Today on Capitol Hill, Senator Jeff Merkley (D-OR) had some good news for Oregon advocates — he plans to introduce a bill in the Senate that will act as a companion to House Rep. Earl Blumenauer’s Active Community Transportation Act. The ACT Act (H.R. 4722) would create a competitive grant program to fund active transportation projects to the tune of $400 million a year for five years.
Merkley’s bill should give the potential legislation a much-needed boost in the Senate — but the bill still has a long path to roll down before becoming law. While the $2 billion program would be just 0.4% of the total estimated cost of the next transportation bill, that bill is running on empty budget-wise. In addition, the bill also suffers from a bit of a perception problem.
Some members of Congress think the ACT Act is an expansion of the Non-motorized Transportation Pilot Program (NMTPP), a federally funded program that doled out $25 million to four hand-picked cities as part of the transportation bill passed in 2005. With the current political and budget climate on the Hill, there’s a lot of resistance to expansion of pilot programs and anything that even closely resembles earmarks.
Blumenauer’s legislative aide Tyler Frisbee is aware of this perception problem. In a session on Wednesday, she stated emphatically that the ACT Act is not an expansion of the NMTPP. “I’ve been having this conversation countless times… This bill is not at all related to the NMTPP!”
The reason for this confusion might be due to a campaign spearheaded by the national non-profit Rails to Trails Conservancy. RTC spent three years on their Campaign for Active Transportation which was billed as an effort to get $2 billion in federal funding for 40 communities. The RTC says the ACT Act is a direct manifestation of that effort. When RTC launched the campaign in March 2007, it was framed as an expansion of the NMTPP.
Back then, RTC’s Vice President of Policy Kevin Mills told me, “If it worked so great for four communities, why not forty?” On their own website, the RTC says their campaign aimed to “build on the success of” the NMTPP. The RTC spoke early and often with Portland (and other cities) and it seemed as though they were priming the pump for a select group of cities to receive the funding.
But earlier this week, when I asked Mills for clarification, he said “We never claimed that specific cities would necessarily be selected by Congress… We have been agnostic about who should select the communities.”
Despite the ACT Act’s lack of a funded transportation bill to attach itself to and a bit of confusion over its origins and intent, Merkley’s Senate version will help raise awareness of the legislation and the issues it tackles.
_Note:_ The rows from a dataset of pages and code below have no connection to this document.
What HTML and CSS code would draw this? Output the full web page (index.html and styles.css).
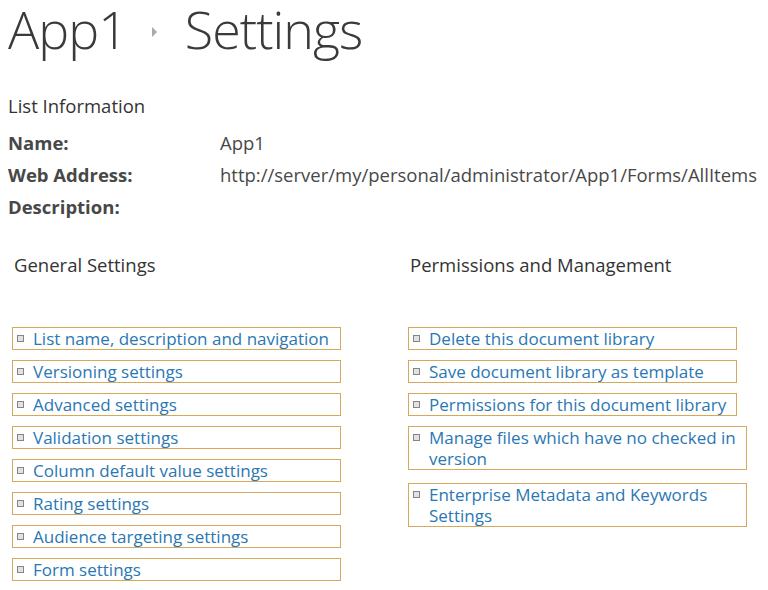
FILE: index.html
```html
<!DOCTYPE html>
<html lang="en">
<head>
    <meta charset="UTF-8">
    <title>App1 - Settings</title>
    <link rel="stylesheet" href="styles.css">
</head>
<body>
    <h1 class="title">App1 <span class="crumb-arrow"></span> Settings</h1>

    <div class="list-info">
        <div class="info-caption">List Information</div>
        <div class="info-row"><span class="info-label">Name:</span><span class="info-value">App1</span></div>
        <div class="info-row"><span class="info-label">Web Address:</span><span class="info-value">http://server/my/personal/administrator/App1/Forms/AllItems</span></div>
        <div class="info-row"><span class="info-label">Description:</span><span class="info-value"></span></div>
    </div>

    <div class="settings">
        <div class="settings-col">
            <h3 class="col-title">General Settings</h3>
            <ul class="links">
                <li><a href="#">List name, description and navigation</a></li>
                <li><a href="#">Versioning settings</a></li>
                <li><a href="#">Advanced settings</a></li>
                <li><a href="#">Validation settings</a></li>
                <li><a href="#">Column default value settings</a></li>
                <li><a href="#">Rating settings</a></li>
                <li><a href="#">Audience targeting settings</a></li>
                <li><a href="#">Form settings</a></li>
            </ul>
        </div>
        <div class="settings-col">
            <h3 class="col-title">Permissions and Management</h3>
            <ul class="links">
                <li><a href="#">Delete this document library</a></li>
                <li><a href="#">Save document library as template</a></li>
                <li><a href="#">Permissions for this document library</a></li>
                <li class="wide"><a href="#">Manage files which have no checked in version</a></li>
                <li class="wide"><a href="#">Enterprise Metadata and Keywords Settings</a></li>
            </ul>
        </div>
    </div>
</body>
</html>
```

FILE: styles.css
```css
body {
    margin: 0;
    padding: 0 8px;
    background: #fff;
    color: #444;
    font-family: "Open Sans", "Noto Sans", Arial, sans-serif;
}
.title {
    margin: 0;
    font-size: 52px;
    font-weight: 300;
    line-height: 58px;
    color: #3a3a3a;
    letter-spacing: -1px;
    white-space: nowrap;
}
.crumb-arrow {
    display: inline-block;
    width: 0;
    height: 0;
    margin: 0 15px 0 13px;
    vertical-align: 12px;
    border-left: 5px solid #aaa;
    border-top: 5px solid transparent;
    border-bottom: 5px solid transparent;
}
.list-info {
    margin-top: 35px;
    font-size: 18.5px;
}
.info-caption {
    color: #333;
    line-height: 26px;
    margin-bottom: 8px;
}
.info-row {
    display: flex;
    line-height: 32px;
    white-space: nowrap;
}
.info-label {
    width: 212px;
    font-weight: 700;
    color: #484848;
}
.info-value {
    color: #484848;
}
.settings {
    display: grid;
    grid-template-columns: 329px 340px;
    column-gap: 67px;
    padding-left: 4px;
    margin-top: 29px;
}
.col-title {
    margin: 0 0 49px 2px;
    font-size: 18.5px;
    font-weight: 400;
    color: #333;
    line-height: 26px;
}
.links {
    list-style: none;
    margin: 0;
    padding: 0;
}
.links li {
    position: relative;
    box-sizing: border-box;
    width: 329px;
    margin-bottom: 10px;
    padding: 0 2px 0 20px;
    border: 1px solid #d4a95c;
    line-height: 21px;
    font-size: 17px;
}
.links li.wide {
    width: 339px;
    margin-bottom: 13px;
}
.links li::before {
    content: "";
    position: absolute;
    left: 4px;
    top: 7px;
    width: 5px;
    height: 5px;
    border: 1px solid #858585;
    background: #e2e2e2;
}
.links a {
    color: #2a77b3;
    text-decoration: none;
}
```
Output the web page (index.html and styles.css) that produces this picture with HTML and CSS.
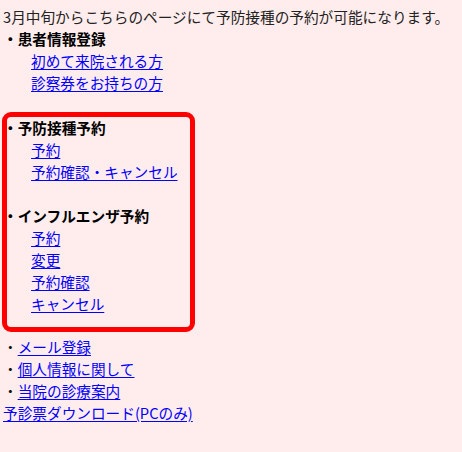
FILE: index.html
```html
<!DOCTYPE html>
<html lang="ja">
<head>
    <meta charset="UTF-8">
    <title>予防接種予約</title>
    <link rel="stylesheet" href="styles.css">
</head>
<body>
    <p class="notice">3月中旬からこちらのページにて予防接種の予約が可能になります。</p>

    <div class="section">
        <div class="heading">・患者情報登録</div>
        <a class="sub" href="#">初めて来院される方</a>
        <a class="sub" href="#">診察券をお持ちの方</a>
    </div>

    <div class="highlight">
        <div class="section">
            <div class="heading">・予防接種予約</div>
            <a class="sub" href="#">予約</a>
            <a class="sub" href="#">予約確認・キャンセル</a>
        </div>
        <div class="section spaced">
            <div class="heading">・インフルエンザ予約</div>
            <a class="sub" href="#">予約</a>
            <a class="sub" href="#">変更</a>
            <a class="sub" href="#">予約確認</a>
            <a class="sub" href="#">キャンセル</a>
        </div>
    </div>

    <ul class="menu">
        <li>・<a href="#">メール登録</a></li>
        <li>・<a href="#">個人情報に関して</a></li>
        <li>・<a href="#">当院の診療案内</a></li>
    </ul>
    <a class="download" href="#">予診票ダウンロード(PCのみ)</a>
</body>
</html>
```

FILE: styles.css
```css
*, *::before, *::after {
    margin: 0;
    padding: 0;
    box-sizing: border-box;
}

body {
    background-color: #ffecec;
    color: #111;
    font-family: "Noto Sans CJK JP", "Noto Sans", sans-serif;
    font-size: 14.67px;
    line-height: 22px;
    padding: 6px 3px;
}

a {
    color: #0000ff;
    text-decoration: underline;
    text-underline-offset: 2px;
}

.notice {
    color: #222;
}

.heading {
    font-weight: 700;
    color: #000;
}

.sub {
    display: block;
    width: max-content;
    margin-left: 28px;
}

.spaced {
    margin-top: 22px;
}

/* red frame around the reservation links */
.highlight {
    position: relative;
    width: 188px;
    margin-top: 23px;
    margin-bottom: 21px;
}

.highlight::before {
    content: "";
    position: absolute;
    left: -1px;
    top: -5px;
    width: 193px;
    bottom: -17px;
    border: 5px solid #ff0000;
    border-radius: 9px;
    pointer-events: none;
}

.menu {
    list-style: none;
}

.download {
    display: inline-block;
}
```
It’s unlikely either bill would be passed separately, although Blumenauer says he’d love to “break this loose,” if the transportation bill re-authorization remains at a stalemate. More likely is that, with enough support, the langauge of the ACT Act could be folded into the next transportation bill (which is being worked on right now).
Merkley’s legislative aide Jeremiah Baumann says they hope to introduce their bill “soon.” “But,” he adds, “unless it looks like the Senate is getting ready to really move quickly on a transportation authorization (which isn’t looking likely), we’ll wait until we get a Republican co-sponsor.”
As icing on the cake, Merkley also decided to join the Congressional Bike Caucus.